▶
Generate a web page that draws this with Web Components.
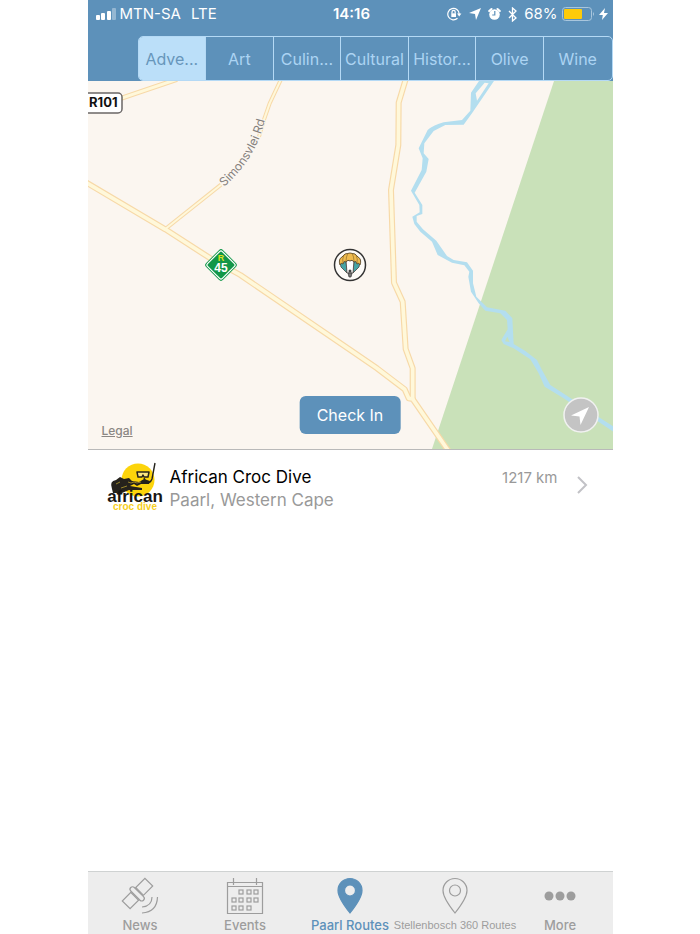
<!DOCTYPE html>
<html lang="en">
<head>
<meta charset="utf-8">
<meta name="viewport" content="width=device-width, initial-scale=1">
<title>Paarl Routes</title>
<style>
	body {
		margin: 0;
		background: #fff;
		font-family: Inter, "Liberation Sans", sans-serif;
	}
</style>
</head>
<body>
<phone-screen>
	<status-bar slot="header" carrier="MTN-SA" network="LTE" time="14:16" battery="68%"></status-bar>
	<category-bar slot="header">
		<category-item selected>Adve...</category-item>
		<category-item>Art</category-item>
		<category-item>Culin...</category-item>
		<category-item>Cultural</category-item>
		<category-item>Histor...</category-item>
		<category-item>Olive</category-item>
		<category-item>Wine</category-item>
	</category-bar>
	<route-map></route-map>
	<place-row>
		<croc-logo slot="logo"></croc-logo>
		<span slot="name">African Croc Dive</span>
		<span slot="area">Paarl, Western Cape</span>
		<span slot="distance">1217 km</span>
	</place-row>
	<tab-bar slot="footer">
		<tab-item icon="satellite">News</tab-item>
		<tab-item icon="calendar">Events</tab-item>
		<tab-item icon="pin" selected>Paarl Routes</tab-item>
		<tab-item icon="pin" long>Stellenbosch 360 Routes</tab-item>
		<tab-item icon="more">More</tab-item>
	</tab-bar>
</phone-screen>

<script>
const html = (strings, ...expressions) => {
	const template = document.createElement('template');
	template.innerHTML = strings.reduce(
		(result, string, index) => result + string + (expressions[index] ?? ''), ''
	);
	return template;
};

class BaseElement extends HTMLElement {
	constructor() {
		super();
		this.attachShadow({mode: 'open'}).appendChild(
			this.constructor.template.content.cloneNode(true)
		);
	}
}

/**
 * PhoneScreen
 */

class PhoneScreen extends BaseElement {
	static template = html`
		<style>
			:host {
				display: flex;
				flex-direction: column;
				width: 75%;
				min-height: 100vh;
				margin: 0 auto;
				background: #fff;
			}
			header {
				background: #5d91ba;
			}
			main {
				flex: 1;
			}
		</style>
		<header><slot name="header"></slot></header>
		<main><slot></slot></main>
		<footer><slot name="footer"></slot></footer>
	`;
}

customElements.define('phone-screen', PhoneScreen);

/**
 * StatusBar
 */

class StatusBar extends BaseElement {
	static template = html`
		<style>
			:host {
				display: grid;
				grid-template-columns: 1fr auto 1fr;
				align-items: center;
				height: 28px;
				padding: 0 5px 0 8px;
				color: #fff;
				font-size: 15px;
				line-height: 20px;
				white-space: nowrap;
			}
			div {
				display: flex;
				align-items: center;
			}
			.left {
				gap: 4px;
			}
			.network {
				margin-left: 6px;
			}
			.time {
				font-weight: 600;
			}
			.right {
				justify-content: flex-end;
				gap: 4px;
			}
			svg {
				display: block;
				flex: none;
			}
			.status {
				gap: 7px;
				margin-right: 3px;
			}
		</style>
		<div class="left">
			<svg width="20" height="12" fill="#fff">
				<rect y="7" width="4" height="5" rx="1"/>
				<rect x="5" y="5" width="4" height="7" rx="1"/>
				<rect x="11" y="3" width="4" height="9" rx="1"/>
				<rect x="16" width="4" height="12" rx="1" opacity=".35"/>
			</svg>
			<span class="carrier"></span>
			<span class="network"></span>
		</div>
		<span class="time"></span>
		<div class="right">
			<div class="status">
				<svg width="15" height="14" viewBox="0 0 15 14" fill="none" stroke="#fff" stroke-width="1.2">
					<path d="M10.500 11.200A5.700 5.700 0 1 1 12.200 7"/>
					<path d="M10 6.500h4.400l-2.200 3z" fill="#fff" stroke="none"/>
					<path d="M5 6.500V5a1.600 1.600 0 0 1 3.200 0v1.500"/>
					<rect x="4.300" y="6.300" width="4.700" height="3.700" fill="#fff" stroke="none"/>
				</svg>
				<svg width="12" height="12" viewBox="0 0 12 12" fill="#fff"><path d="M12 0 7 12 6 6 0 5z"/></svg>
				<svg width="13" height="14" viewBox="0 0 13 14">
					<circle cx="6.500" cy="7.500" r="5.300" fill="#fff"/>
					<path d="M1.200 4 3.500 2M11.800 4 9.500 2" stroke="#fff" stroke-width="2" stroke-linecap="round"/>
					<path d="M6.800 4v4H4.200" fill="none" stroke="#5d91ba" stroke-width="1.2"/>
				</svg>
				<svg width="9" height="15" viewBox="0 0 9 15" fill="none" stroke="#fff" stroke-width="1.3"><path d="m1 4 7 7-3.500 3V1L8 4l-7 7"/></svg>
			</div>
			<span class="battery"></span>
			<svg width="33" height="14" viewBox="0 0 33 14">
				<rect x=".5" y=".5" width="29" height="13" rx="3" fill="none" stroke="#a9c6dd"/>
				<rect x="2" y="2" width="18" height="10" rx="1" fill="#fecb09"/>
				<path d="M31 5v4q2-2 0-4" fill="#a9c6dd"/>
			</svg>
			<svg width="9" height="12" viewBox="0 0 9 12" fill="#fff"><path d="M6 0 0 7h3.800L3 12l6-7H5z"/></svg>
		</div>
	`;

	static get observedAttributes() { return ['carrier', 'network', 'time', 'battery'] }

	attributeChangedCallback(name, _oldValue, newValue) {
		this.shadowRoot.querySelector(`.${name}`).textContent = newValue;
	}
}

customElements.define('status-bar', StatusBar);

/**
 * CategoryBar
 */

class CategoryBar extends BaseElement {
	static template = html`
		<style>
			:host {
				display: block;
				padding: 8px 0 0 50px;
			}
			nav {
				display: grid;
				grid-template-columns: repeat(7, 1fr);
				height: 45px;
				box-sizing: border-box;
				border: 1px solid #b4d9f5;
				border-radius: 5px;
				overflow: hidden;
			}
		</style>
		<nav><slot></slot></nav>
	`;
}

customElements.define('category-bar', CategoryBar);

class CategoryItem extends BaseElement {
	static template = html`
		<style>
			:host {
				display: grid;
				min-width: 0;
				border-right: 1px solid #b4d9f5;
			}
			:host(:last-child) {
				border-right: 0;
			}
			button {
				min-width: 0;
				padding: 0;
				border: 0;
				background: none;
				color: #acd4f3;
				font: 16px/24px Inter, "Liberation Sans", sans-serif;
				white-space: nowrap;
			}
			:host([selected]) button {
				background: #bbdff9;
				color: #6796bb;
			}
		</style>
		<button type="button"><slot></slot></button>
	`;
}

customElements.define('category-item', CategoryItem);

/**
 * RouteMap
 */

class RouteMap extends BaseElement {
	static template = html`
		<style>
			:host {
				display: block;
				position: relative;
				border-bottom: 1px solid #b9b9b9;
				background: #fbf6f0;
			}
			.map {
				display: block;
				width: 100%;
				aspect-ratio: 525 / 368;
			}
			.edge {
				fill: none;
				stroke: #f7d9a8;
				stroke-linejoin: round;
			}
			.road {
				fill: none;
				stroke: #fff8da;
				stroke-linejoin: round;
			}
			text {
				font-family: Inter, "Liberation Sans", sans-serif;
			}
			.shield {
				font-family: "Liberation Sans", sans-serif;
				font-weight: 700;
			}
			.check-in {
				position: absolute;
				bottom: 15px;
				left: 50%;
				transform: translateX(-50%);
				padding: 7px 17px;
				border: 0;
				border-radius: 6px;
				background: #5d91ba;
				color: #fff;
				font: 16px/24px Inter, "Liberation Sans", sans-serif;
				white-space: nowrap;
			}
			.locate {
				position: absolute;
				right: 14px;
				bottom: 16px;
				padding: 0;
				border: 0;
				background: none;
			}
			.locate svg {
				display: block;
			}
			a {
				position: absolute;
				left: 14px;
				bottom: 10px;
				color: #8b8783;
				font-size: 12px;
				font-weight: 500;
				line-height: 16px;
			}
		</style>
		<svg class="map" viewBox="0 0 525 368" preserveAspectRatio="xMidYMid slice">
			<g transform="scale(.33333) translate(-23 -3)">
				<path fill="#c9e1b9" d="M1422 0 1054 1110H1610V0z"/>
				<path fill="#b3deef" fill-rule="evenodd" d="M1198 0 1172 38 1170 92 1145 120 1090 127Q1060 135 1042 150L1015 205 1027 235 1024 270 992 332 1017 375 1018 397 996 410 1002 432 1020 455 1055 485 1072 525 1115 548 1152 556 1167 575 1164 590 1172 635 1195 670 1215 692 1260 700 1280 720 1282 748 1263 780 1270 792 1300 805 1350 838 1375 880 1393 920 1450 955 1600 1056V1040L1550 1008 1470 954 1410 915 1385 870 1370 840 1335 813 1300 792 1296 715 1275 692 1220 682 1188 650 1178 610 1178 572 1160 547 1120 540 1100 528 1068 482 1028 448 1009 425 1009 408 1026 402 1026 375 1003 338 1038 275 1045 237 1030 220 1032 190 1060 153 1095 135 1150 134 1176 98 1243 0zM1213 8 1225 10 1190 62 1186 40zM1281 770 1288 786 1274 784z"/>
				<path class="edge" stroke-width="15" d="M60 76 290 -2"/>
				<path class="road" stroke-width="9" d="M60 76 290 -2"/>
				<path class="edge" stroke-width="12" d="M602 -2 568 70 550 122 536 170"/>
				<path class="road" stroke-width="6" d="M602 -2 568 70 550 122 536 170"/>
				<path class="edge" stroke-width="12" d="M422 314 255 447"/>
				<path class="edge" stroke-width="18" d="M10 303 255 448 390 535 480 585 810 810 890 865 973 928 985 955 997 957 1108 1118"/>
				<path class="edge" stroke-width="18" d="M976 -2 955 68 954 195 932 330 941 608 967 665 976 807 997 865V957"/>
				<path class="road" stroke-width="11" d="M10 303 255 448 390 535 480 585 810 810 890 865 973 928 985 955 997 957 1108 1118"/>
				<path class="road" stroke-width="11" d="M976 -2 955 68 954 195 932 330 941 608 967 665 976 807 997 865V957"/>
				<path class="road" stroke-width="6" d="M422 314 255 447"/>
			</g>
			<path id="label" fill="none" d="M136 106Q170 76 178 34"/>
			<text font-size="12" fill="#85817d" stroke="#fbf6f0" stroke-width="2" paint-order="stroke"><textPath href="#label">Simonsvlei Rd</textPath></text>

			<rect x="-4" y="12" width="38" height="20" rx="4" fill="#fff" stroke="#6b6766" stroke-width="1.5"/>
			<text x="1" y="26" font-size="13" font-weight="700" fill="#111">R101</text>

			<g transform="translate(133 184)">
				<rect x="-12" y="-12" width="24" height="24" rx="3" transform="rotate(45)" fill="#119748"/>
				<rect x="-10.500" y="-10.500" width="21" height="21" rx="2" transform="rotate(45)" fill="none" stroke="#fff" stroke-width="1.2"/>
				<text class="shield" y="-4" font-size="9" fill="#d8e021" text-anchor="middle">R</text>
				<text class="shield" y="7" font-size="12" fill="#fff" text-anchor="middle">45</text>
			</g>

			<g transform="translate(262 184)">
				<circle r="15.500" fill="#fdfbf8" stroke="#333" stroke-width="1.5"/>
				<path d="M-10-3-9 2-3 8-4-5zM10-3 9 2 3 8 4-5z" fill="#46a5a5" stroke="#494440" stroke-width=".8"/>
				<path d="M-4-5-3 8H3L4-5z" fill="#fff" stroke="#494440" stroke-width=".8"/>
				<path d="M-10 0Q-12-6-8-8-6-12 0-12T8-8Q12-6 10 0 9-3 7-1 6-5 4-3 2-6 0-4-2-6-4-3-6-5-7-1-9-3-10 0z" fill="#efbb4e" stroke="#5b4a2d" stroke-width=".9"/>
				<path d="M-6-10Q-8-6-7-2M-2-12Q-4-8-4-4M2-12Q4-8 4-4M6-10Q8-6 7-2" fill="none" stroke="#8f6e2c" stroke-width=".7"/>
				<circle cy="6" r="1.500" fill="#444"/>
				<path d="M-2 8H2L1 12H-1z" fill="#777" stroke="#333" stroke-width=".7"/>
			</g>
		</svg>
		<a href="#legal">Legal</a>
		<button class="check-in" type="button">Check In</button>
		<button class="locate" type="button" aria-label="Show my location">
			<svg width="36" height="36" viewBox="0 0 36 36">
				<circle cx="18" cy="18" r="17" fill="#c4c4c4" stroke="#f1f1f1" stroke-width="1.5"/>
				<path d="M26 10 17.500 28 16.500 19.500 8 18.500z" fill="#fff"/>
			</svg>
		</button>
	`;
}

customElements.define('route-map', RouteMap);

/**
 * CrocLogo
 */

class CrocLogo extends BaseElement {
	static template = html`
		<style>
			:host, svg {
				display: block;
			}
			svg {
				overflow: visible;
			}
			text {
				font-family: "Liberation Sans", sans-serif;
				font-weight: 700;
				text-anchor: middle;
			}
		</style>
		<svg width="56" height="50" viewBox="0 0 56 50">
			<circle cx="31" cy="18" r="16.500" fill="#fcd40b"/>
			<path d="M5 27Q2 19 9 18L13 15 17 17 22 16 25 19 32 20 37 17 43 19 42 22 34 22 30 24 27 22 23 24 35 26V28L22 28 15 31 6 31z" fill="#25221c"/>
			<path d="m9 22 4-2M14 26l6-2M21 20l3 1 3-1 3 1 4-1" fill="none" stroke="#b29a2d" stroke-width=".8"/>
			<path d="M30 10H42L41 15H37L36 13 35 15H31z" fill="#fce681" stroke="#25221c" stroke-width="1.5" stroke-linejoin="round"/>
			<path d="M48 1 45 17Q43 22 39 20L37 16" fill="none" stroke="#25221c" stroke-width="1.4"/>
			<text x="28" y="40" font-size="17" fill="#171513">african</text>
			<text x="28" y="48" font-size="10" fill="#f7cf22">croc dive</text>
		</svg>
	`;
}

customElements.define('croc-logo', CrocLogo);

/**
 * PlaceRow
 */

class PlaceRow extends BaseElement {
	static template = html`
		<style>
			:host {
				display: flex;
				gap: 7px;
				padding: 12px 25px 12px 19px;
			}
			.text {
				flex: 1;
				padding-top: 4px;
				font-size: 17px;
				line-height: 23px;
				color: #000;
			}
			.text div + div {
				color: #999;
			}
			.distance {
				padding-top: 4px;
				color: #999;
				font-size: 15px;
				line-height: 23px;
			}
			svg {
				margin: 14px 0 0 12px;
			}
		</style>
		<slot name="logo"></slot>
		<div class="text">
			<div><slot name="name"></slot></div>
			<div><slot name="area"></slot></div>
		</div>
		<div class="distance"><slot name="distance"></slot></div>
		<svg width="11" height="18" viewBox="0 0 11 18" fill="none" stroke="#c2c2c6" stroke-width="2"><path d="m1 1 8 8-8 8"/></svg>
	`;
}

customElements.define('place-row', PlaceRow);

/**
 * TabBar
 */

class TabBar extends BaseElement {
	static template = html`
		<style>
			:host {
				display: block;
				border-top: 1px solid #cfd2d2;
				background: #ededed;
			}
			nav {
				display: grid;
				grid-template-columns: repeat(5, minmax(0, 1fr));
				height: 62px;
			}
		</style>
		<nav><slot></slot></nav>
	`;
}

customElements.define('tab-bar', TabBar);

const square = (x, y) => `<rect x="${x}" y="${y}" width="4" height="4"/>`;

const tabIcons = {
	satellite: `
		<g transform="translate(15.500 15.500) rotate(-45)">
			<rect x="-16" y="-5.500" width="12" height="11"/>
			<rect x="3" y="-5.500" width="13" height="11"/>
			<rect x="-3" y="-9" width="5" height="18" rx="2.500"/>
		</g>
		<path d="M30 19Q30 28 20 29M35.500 19Q35 34 20 35"/>
	`,
	calendar: `
		<path d="M.5 4.500h35v31H.5zM.5 8.500h35M6.500 0v7M29.500 0v7"/>
		${[12, 20, 27].map((x) => square(x, 12)).join('')}
		${[5, 12, 20, 27].map((x) => square(x, 20)).join('')}
		${[5, 12, 20].map((x) => square(x, 28)).join('')}
	`,
	pin: '<path fill-rule="evenodd" d="M18 35Q6 20 6 12.500A12 12 0 0 1 30 12.500Q30 20 18 35zM18 7A5.500 5.500 0 1 0 18 18 5.500 5.500 0 1 0 18 7z"/>',
	more: '<g fill="currentColor" stroke="none"><circle cx="7" cy="18" r="4.500"/><circle cx="18" cy="18" r="4.500"/><circle cx="29" cy="18" r="4.500"/></g>',
};

class TabItem extends BaseElement {
	static template = html`
		<style>
			:host {
				display: grid;
				color: #9d9d9d;
			}
			:host([selected]) {
				color: #5d91ba;
			}
			button {
				display: flex;
				flex-direction: column;
				align-items: center;
				gap: 3px;
				min-width: 0;
				padding: 6px 0 0;
				border: 0;
				background: none;
				color: inherit;
				font: 500 13px/16px Inter, "Liberation Sans", sans-serif;
				white-space: nowrap;
			}
			:host([long]) button {
				font: 11px/16px "Liberation Sans", sans-serif;
			}
			svg {
				flex: none;
				fill: none;
				stroke: currentColor;
				stroke-width: 1.2;
				overflow: visible;
			}
			:host([selected]) svg {
				fill: currentColor;
			}
		</style>
		<button type="button">
			<svg width="36" height="36" viewBox="0 0 36 36"></svg>
			<span><slot></slot></span>
		</button>
	`;

	static get observedAttributes() { return ['icon'] }

	attributeChangedCallback(_name, _oldValue, newValue) {
		this.shadowRoot.querySelector('svg').innerHTML = tabIcons[newValue] ?? '';
	}
}

customElements.define('tab-item', TabItem);
</script>
</body>
</html>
◀
◆ **What you need to do**
Reproduce exactly the run of lines that opens the listing and closes with the line holding "</phone-screen>". Pictures are excluded.

◆ **Result of the task**
Generate a web page that draws this with Web Components.
<!DOCTYPE html>
<html lang="en">
<head>
<meta charset="utf-8">
<meta name="viewport" content="width=device-width, initial-scale=1">
<title>Paarl Routes</title>
<style>
	body {
		margin: 0;
		background: #fff;
		font-family: Inter, "Liberation Sans", sans-serif;
	}
</style>
</head>
<body>
<phone-screen>
	<status-bar slot="header" carrier="MTN-SA" network="LTE" time="14:16" battery="68%"></status-bar>
	<category-bar slot="header">
		<category-item selected>Adve...</category-item>
		<category-item>Art</category-item>
		<category-item>Culin...</category-item>
		<category-item>Cultural</category-item>
		<category-item>Histor...</category-item>
		<category-item>Olive</category-item>
		<category-item>Wine</category-item>
	</category-bar>
	<route-map></route-map>
	<place-row>
		<croc-logo slot="logo"></croc-logo>
		<span slot="name">African Croc Dive</span>
		<span slot="area">Paarl, Western Cape</span>
		<span slot="distance">1217 km</span>
	</place-row>
	<tab-bar slot="footer">
		<tab-item icon="satellite">News</tab-item>
		<tab-item icon="calendar">Events</tab-item>
		<tab-item icon="pin" selected>Paarl Routes</tab-item>
		<tab-item icon="pin" long>Stellenbosch 360 Routes</tab-item>
		<tab-item icon="more">More</tab-item>
	</tab-bar>
</phone-screen>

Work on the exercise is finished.